The biggest concern is that any tool operating on shell extensions can, if misused, create confusion or break expected workflows. Users may disable something they later need, or misread a menu entry and remove a helpful command. There is also the broader risk that third-party utilities become stopgap solutions while Microsoft continues to treat context menu management as an edge case rather than a core usability problem.
  • Over-removal can hide genuinely useful actions.
  • Misidentification of entries may lead to unnecessary troubleshooting.
  • Shell instability is always a possibility when dealing with context integrations.
  • Vendor updates can reintroduce clutter after cleanup.
  • User trust may suffer if the tool is not transparent about what it changes.
  • Fragmentation grows when every user relies on a different cleanup method.
  • Microsoft delay leaves the burden on third-party developers.
The other concern is long-term maintenance. Context menus are tied to Windows internals and app behavior, both of which can change across updates. A tool that works beautifully today may need continuous updates to stay reliable tomorrow.

Looking Ahead​

The near-term future of Windows context menus will probably be defined by two parallel tracks.

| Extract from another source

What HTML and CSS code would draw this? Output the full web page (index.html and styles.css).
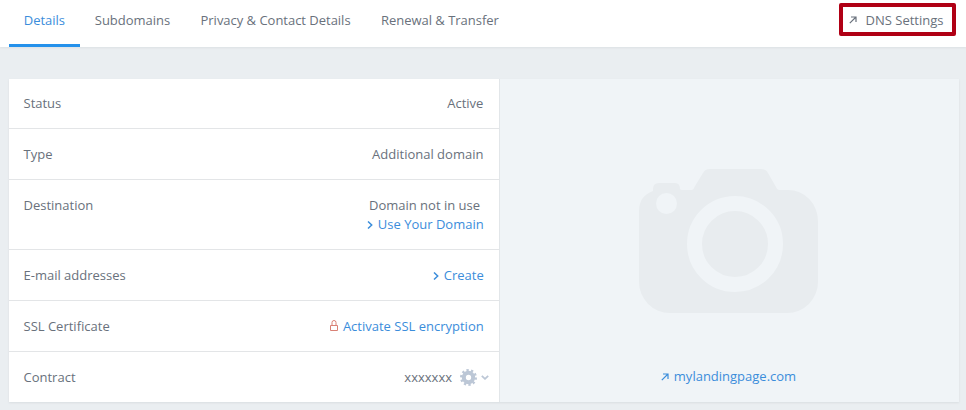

Microsoft will keep refining the visual design and default behavior, while third-party developers will continue building tools that let users manage the mess underneath. The gap between those tracks is where products like Windows 11 Context Menu Manager become genuinely useful.
The more interesting question is whether Microsoft eventually accepts that cleanup is part of the platform, not an optional power-user hobby. If context menu clutter keeps recurring across consumer, enterprise, and OEM installations, then a native management layer starts to look less like a niche request and more like a basic usability requirement.

What to Watch​

  • Whether PowerToys adds a built-in context menu manager.
  • Whether Microsoft expands default controls for shell extensions.
  • Whether more users embrace portable cleanup utilities.
  • Whether vendor software becomes less aggressive about menu entries.
  • Whether Windows 11 context menus become more consistent across builds.
For now, the state of play is clear: if your right-click menu feels bloated, you do not have to live with it. Third-party tools already offer a practical way to trim the excess, and that alone makes them worth paying attention to.
Windows 11 promised a cleaner shell, but the reality is that the right-click menu remains one of the most contested pieces of UI in the operating system. Until Microsoft gives users better native control, tools like Windows 11 Context Menu Manager will continue to matter—not because they are flashy, but because they solve a deeply ordinary problem that Windows still has not solved well enough on its own.